[Start of SUPPLIED INFORMATION]

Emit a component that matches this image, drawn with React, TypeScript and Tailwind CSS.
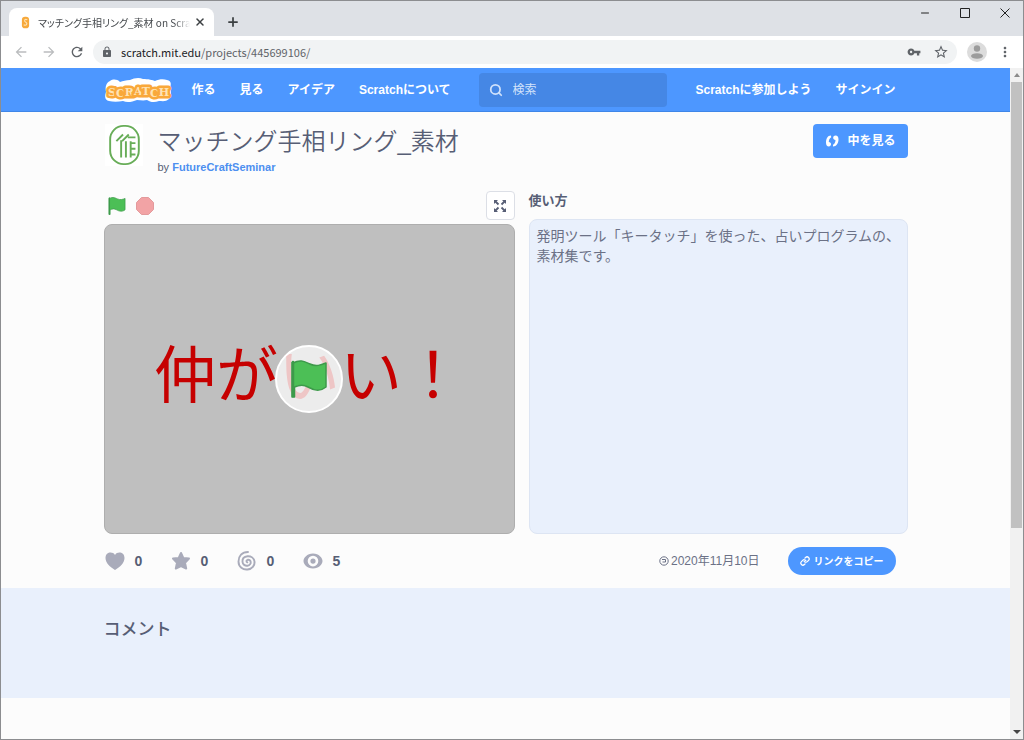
import type { ReactNode } from "react";
import { MdArrowBack, MdArrowForward, MdLock, MdMoreVert, MdRefresh, MdStarBorder, MdVpnKey } from "react-icons/md";
import { Link, Minus, Plus, Search, X } from "lucide-react";

const JP = "font-['Liberation_Sans','Noto_Sans_CJK_JP',sans-serif]";
const UI = "font-['Noto_Sans_CJK_JP',sans-serif]";

function Flag({ className }: { className: string }) {
  return (
    <svg viewBox="0 0 36 38" className={className} aria-hidden="true">
      <path
        d="M2 3 C10 -1 14 2 19 4 C25 7 30 5 35 3 V27 C29 32 22 30 17 27 C12 24 8 25 3.500 27 V37 H1 V2.500 Z"
        fill="#4cbf56"
        stroke="#3d9a4a"
        strokeWidth="1.500"
        strokeLinejoin="round"
      />
      <path d="M2 2 V36" stroke="#3d9a4a" strokeWidth="2.500" strokeLinecap="round" />
    </svg>
  );
}

function ScratchLogo() {
  return (
    <svg viewBox="0 0 68 28" className="h-7 w-[68px]" role="img" aria-label="Scratch">
      <path
        d="M6 5 C9 3 13 3 16 6 C19 5 22 4 26 4 C30 2 35 1 39 3 C44 3 49 4 51 5 C55 3 60 3 63 4 C68 5 67 9 66 12 C67 15 68 20 65 23 C62 26 58 25 55 25 C50 27 46 26 43 24 C39 25 36 24 33 24 C28 26 23 27 19 25 C14 26 9 26 5 25 C0 24 1 19 2 16 C1 11 2 7 6 5 Z"
        fill="#fff"
      />
      <text
        x="4"
        y="20"
        dy="0 1 -1 -1 0 2 -1"
        fontFamily="DejaVu Serif, serif"
        fontWeight="700"
        fontSize="11"
        fill="#ffe3b4"
        stroke="#f9a83a"
        strokeWidth="5"
        strokeLinejoin="round"
        className="[paint-order:stroke]"
      >
        SCRATCH
      </text>
    </svg>
  );
}

function BrowserTabs() {
  return (
    <div className={`flex h-[35px] items-end bg-[#dee1e6] pl-2 ${UI}`}>
      <div className="flex h-7 w-[205px] items-center rounded-t-lg bg-white pr-2 pl-3">
        <svg viewBox="0 0 10 14" className="h-[13px] w-[9px] shrink-0" aria-hidden="true">
          <rect x="1" y="0.500" width="8" height="13" rx="3.500" fill="#f7a93b" />
          <path d="M7 4 C4 2.500 3 5 5 6.500 C8 8 6 11 3 9.500" fill="none" stroke="#fde3b5" strokeWidth="1.200" />
        </svg>
        <span className="ml-2 flex-1 overflow-hidden text-[10px] whitespace-nowrap text-[#45494d] [font-feature-settings:'palt'] [mask-image:linear-gradient(to_right,black_90%,transparent)]">
          マッチング手相リング_素材 on Scratch
        </span>
        <button aria-label="Close tab" className="ml-1 text-[#3c4043]">
          <X className="size-3" strokeWidth={3} />
        </button>
      </div>
      <button aria-label="New tab" className="mb-[7px] ml-3 text-[#3c4043]">
        <Plus className="size-3.5" strokeWidth={3} />
      </button>
      <div className="ml-auto flex items-center gap-7 self-start pt-1.5 pr-3 text-[#222]">
        <button aria-label="Minimize"><Minus className="size-3" strokeWidth={2} /></button>
        <button aria-label="Maximize">
          <svg viewBox="0 0 12 12" className="size-3"><path d="M1.500 1.500 H10.500 V10.500 H1.500 Z" fill="none" stroke="currentColor" /></svg>
        </button>
        <button aria-label="Close">
          <svg viewBox="0 0 12 12" className="size-3"><path d="M1.500 1.500 L10.500 10.500 M10.500 1.500 L1.500 10.500" stroke="currentColor" /></svg>
        </button>
      </div>
    </div>
  );
}

function AddressBar() {
  return (
    <div className={`flex h-8 items-center bg-white pr-2.5 pl-3 ${UI}`}>
      <div className="flex gap-3 text-[#5f6368]">
        <button aria-label="Back" className="text-[#babcbe]"><MdArrowBack className="size-4" /></button>
        <button aria-label="Forward" className="text-[#babcbe]"><MdArrowForward className="size-4" /></button>
        <button aria-label="Reload"><MdRefresh className="size-4" /></button>
      </div>
      <div className="ml-2 flex h-6 flex-1 items-center rounded-full bg-[#f1f3f4] px-2 text-[#5f6368]">
        <MdLock className="size-3" />
        <span className="ml-2 flex-1 text-[11px]">
          <span className="text-[#202124]">scratch.mit.edu</span>/projects/445699106/
        </span>
        <button aria-label="Passwords"><MdVpnKey className="size-3.5" /></button>
        <button aria-label="Bookmark" className="ml-3"><MdStarBorder className="size-4" /></button>
      </div>
      <button aria-label="Profile" className="ml-2.5">
        <svg viewBox="0 0 20 20" className="size-5">
          <circle cx="10" cy="10" r="10" fill="#dcdcdc" />
          <circle cx="10" cy="6.500" r="3.200" fill="#9c9c9c" />
          <ellipse cx="10" cy="14" rx="6" ry="2.800" fill="#9c9c9c" />
        </svg>
      </button>
      <button aria-label="Menu" className="ml-2.5 text-[#5f6368]"><MdMoreVert className="size-4" /></button>
    </div>
  );
}

function SiteNav() {
  return (
    <header className="h-11 border-b border-[#3f86e8] bg-[#4d97ff]">
      <nav className="mx-auto flex h-full max-w-[804px] items-center text-xs font-bold text-white">
        <a href="#home"><ScratchLogo /></a>
        <a href="#create" className="ml-5">作る</a>
        <a href="#explore" className="ml-6">見る</a>
        <a href="#ideas" className="ml-6">アイデア</a>
        <a href="#about" className="ml-6">Scratchについて</a>
        <label className="ml-7 flex h-[34px] flex-1 items-center rounded bg-[#4587e5] px-2.5">
          <Search className="size-3.5 shrink-0 text-[#cfe1fb]" strokeWidth={3} />
          <input
            type="search"
            aria-label="検索"
            placeholder="検索"
            className="ml-2.5 w-full min-w-0 bg-transparent font-normal outline-none placeholder:text-[#d3e3fb]"
          />
        </label>
        <a href="#join" className="ml-7">Scratchに参加しよう</a>
        <a href="#signin" className="mr-3 ml-6">サインイン</a>
      </nav>
    </header>
  );
}

function ProjectHeader() {
  return (
    <div className="flex items-start pt-3">
      <svg viewBox="0 0 40 44" className="h-[42px] w-10 shrink-0" role="img" aria-label="FutureCraftSeminar">
        <rect width="40" height="44" fill="#fff" />
        <rect x="5.500" y="2" width="30" height="40" rx="14" fill="none" stroke="#68ad58" strokeWidth="2" />
        <path
          d="M12 18 L19 11 M18 18 L25 11 M24 14 H32 M17 17 V35 M22 18 V35 M27 18 V35 M27 20 H32 M27 26 H32 M27 32 H32"
          fill="none"
          stroke="#68ad58"
          strokeWidth="2"
        />
      </svg>
      <div className="ml-3.5 flex-1">
        <h1 className="text-2xl leading-9 font-[350] text-[#575e75]">マッチング手相リング_素材</h1>
        <p className="text-[11px] leading-[14px] text-[#575e75]">
          by <a href="#user" className="font-bold text-[#4d8ff0]">FutureCraftSeminar</a>
        </p>
      </div>
      <button className="flex h-[34px] items-center gap-2 rounded bg-[#4d97ff] px-3 text-xs font-bold text-white">
        <svg viewBox="0 0 14 14" className="size-3.5" fill="#fff" aria-hidden="true">
          <path d="M6 1.500 C2.500 1.500 1 5 1 8.500 C1 11 2 12.500 3.800 12.500 C5.200 12.500 6 11.500 6 10.300 C6 9 5.200 8.200 3.800 8.100 C3.800 6 4.500 4.200 6.200 3.200 Z" />
          <path d="M8 12.500 C11.500 12.500 13.500 9 13.500 5.500 C13.500 3 12.500 1.500 10.500 1.500 C9 1.500 8.200 2.500 8.200 3.700 C8.200 5 9 5.800 10.500 5.900 C10.500 8 9.700 9.800 8 10.800 Z" />
        </svg>
        中を見る
      </button>
    </div>
  );
}

function Player() {
  return (
    <div className="flex flex-1 flex-col">
      <div className="flex h-[33px] items-start pl-1">
        <button aria-label="Start" className="mt-1.5"><Flag className="size-[18px]" /></button>
        <button aria-label="Stop" className="mt-1.5 ml-2.5">
          <svg viewBox="0 0 18 18" className="size-[18px]">
            <path d="M5.500 0.500 H12.500 L17.500 5.500 V12.500 L12.500 17.500 H5.500 L0.500 12.500 V5.500 Z" fill="#f2a3a5" stroke="#e39a9c" />
          </svg>
        </button>
        <button
          aria-label="Full screen"
          className="ml-auto flex size-[29px] items-center justify-center rounded border border-[#dcdfe6] bg-white"
        >
          <svg viewBox="0 0 14 14" className="size-3.5" fill="#575e75" stroke="#575e75" aria-hidden="true">
            <path
              d="M1 1 H5 L1 5 Z M13 1 V5 L9 1 Z M1 13 V9 L5 13 Z M13 13 H9 L13 9 Z"
              stroke="none"
            />
            <path d="M2 2 L5.500 5.500 M12 2 L8.500 5.500 M2 12 L5.500 8.500 M12 12 L8.500 8.500" strokeWidth="1.800" />
          </svg>
        </button>
      </div>
      <div className="relative flex h-[310px] items-center justify-center rounded-lg border border-[#aeaeae] bg-[#bfbfbf] pb-4">
        <span className={`text-[62px] leading-none text-[#c60000] ${UI}`}>仲がいい！</span>
        <button
          aria-label="Start project"
          className="absolute inset-0 m-auto flex size-[68px] items-center justify-center rounded-full border-2 border-white bg-[#f8f8f8]/80"
        >
          <Flag className="h-[38px] w-9" />
        </button>
      </div>
    </div>
  );
}

function Stat({ icon, value }: { icon: ReactNode; value: number }) {
  return (
    <span className="flex w-[66px] items-center gap-2.5 text-sm font-bold text-[#575e75]">
      <svg viewBox="0 0 20 20" className="size-5 text-[#a9abba]" fill="currentColor" aria-hidden="true">
        {icon}
      </svg>
      {value}
    </span>
  );
}

const STATS = [
  {
    name: "loves",
    value: 0,
    icon: <path d="M10 19 C5 16 0.500 12 0.500 7 C0.500 1 7.500 0 10 4 C12.500 0 19.500 1 19.500 7 C19.500 12 15 16 10 19 Z" />,
  },
  {
    name: "favorites",
    value: 0,
    icon: (
      <path
        d="M10 2 L12.300 7 L18 7.500 L14 11.700 L15.200 17.500 L10 15 L4.800 17.500 L6 11.700 L2 7.500 L7.700 7 Z"
        stroke="currentColor"
        strokeWidth="2"
        strokeLinejoin="round"
      />
    ),
  },
  {
    name: "remixes",
    value: 0,
    icon: (
      <path
        d="M11 1 C5 1 1.500 5 1.500 10.500 C1.500 16 6 19 10.500 18.500 C15 18 18 14.500 17.500 10.500 C17 7 14 5 10.500 5.200 C7.500 5.500 5.200 7.500 5.500 10.800 C5.800 13.500 8 15 10.500 14.700 C12.800 14.400 14 12.500 13.700 10.800 C13.400 9.200 12 8.500 10.700 8.800 C9.200 9.200 9 10.800 10.300 11.300"
        fill="none"
        stroke="currentColor"
        strokeWidth="1.900"
        strokeLinecap="round"
      />
    ),
  },
  {
    name: "views",
    value: 5,
    icon: (
      <path
        fillRule="evenodd"
        d="M10 2.500 C4 2.500 0.500 7 0.500 10 C0.500 13 4 17.500 10 17.500 C16 17.500 19.500 13 19.500 10 C19.500 7 16 2.500 10 2.500 Z M10 4.800 A5.300 5.300 0 0 1 10 15.400 A5.300 5.300 0 0 1 10 4.800 Z M10 7.500 A2.600 2.600 0 0 0 10 12.700 A2.600 2.600 0 0 0 10 7.500 Z"
      />
    ),
  },
];

function ProjectFooter() {
  return (
    <div className="flex h-[54px] items-center pr-3 pl-px">
      {STATS.map((s) => (
        <Stat key={s.name} icon={s.icon} value={s.value} />
      ))}
      <span className="ml-auto flex items-center gap-0.5 text-xs text-[#6b7186]">
        <svg viewBox="0 0 10 10" className="size-2.5" fill="none" stroke="#6b7186" aria-hidden="true">
          <circle cx="5" cy="5" r="4.200" />
          <path d="M3 3.500 H6.500 V6 H3.500" />
        </svg>
        2020年11月10日
      </span>
      <button className="ml-7 flex h-7 items-center gap-1 rounded-full bg-[#4d97ff] px-3 text-[10px] font-bold text-white">
        <Link className="size-2.5" strokeWidth={3} />
        リンクをコピー
      </button>
    </div>
  );
}

function Scrollbar() {
  return (
    <div className="flex w-[13px] flex-col items-center justify-between bg-[#f1f1f1] py-1" aria-hidden="true">
      <svg viewBox="0 0 8 6" className="h-1.5 w-2"><path d="M1 5 L4 1 L7 5 Z" fill="#8a8a8a" /></svg>
      <div className="mt-1 w-[11px] basis-[446px] bg-[#c1c1c1]" />
      <div className="flex-1" />
      <svg viewBox="0 0 8 6" className="h-1.5 w-2"><path d="M0 1 L4 5 L8 1 Z" fill="#444" /></svg>
    </div>
  );
}

export default function App() {
  return (
    <div className={`flex min-h-screen flex-col border border-[#8c8d90] bg-[#fcfcfc] ${JP}`}>
      <BrowserTabs />
      <AddressBar />
      <div className="flex flex-1">
        <div className="flex-1">
          <SiteNav />
          <main>
            <div className="mx-auto max-w-[804px]">
              <ProjectHeader />
              <div className="flex gap-3.5 pt-[17px]">
                <Player />
                <section className="flex w-[379px] flex-col">
                  <h2 className="h-7 text-[13px] leading-5 font-bold text-[#575e75]">使い方</h2>
                  <p className="flex-1 rounded-lg border border-[#dde5f3] bg-[#e9f0fc] py-1.5 pr-1 pl-[7px] text-sm leading-5 text-[#6b7186]">
                    発明ツール「キータッチ」を使った、占いプログラムの、素材集です。
                  </p>
                </section>
              </div>
              <ProjectFooter />
            </div>
            <section className="h-[110px] bg-[#e9f0fc]">
              <h2 className="mx-auto max-w-[804px] pt-7 text-[17px] leading-7 font-medium text-[#575e75]">コメント</h2>
            </section>
          </main>
        </div>
        <Scrollbar />
      </div>
    </div>
  );
}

[End of SUPPLIED INFORMATION]

PROBLEM REQUIREMENTS:
Make an exact copy of the lines from the top of the material through the line with "Plus, Search, X", pictures excluded.

OUTPUT BELOW:
Emit a component that matches this image, drawn with React, TypeScript and Tailwind CSS.
import type { ReactNode } from "react";
import { MdArrowBack, MdArrowForward, MdLock, MdMoreVert, MdRefresh, MdStarBorder, MdVpnKey } from "react-icons/md";
import { Link, Minus, Plus, Search, X } from "lucide-react";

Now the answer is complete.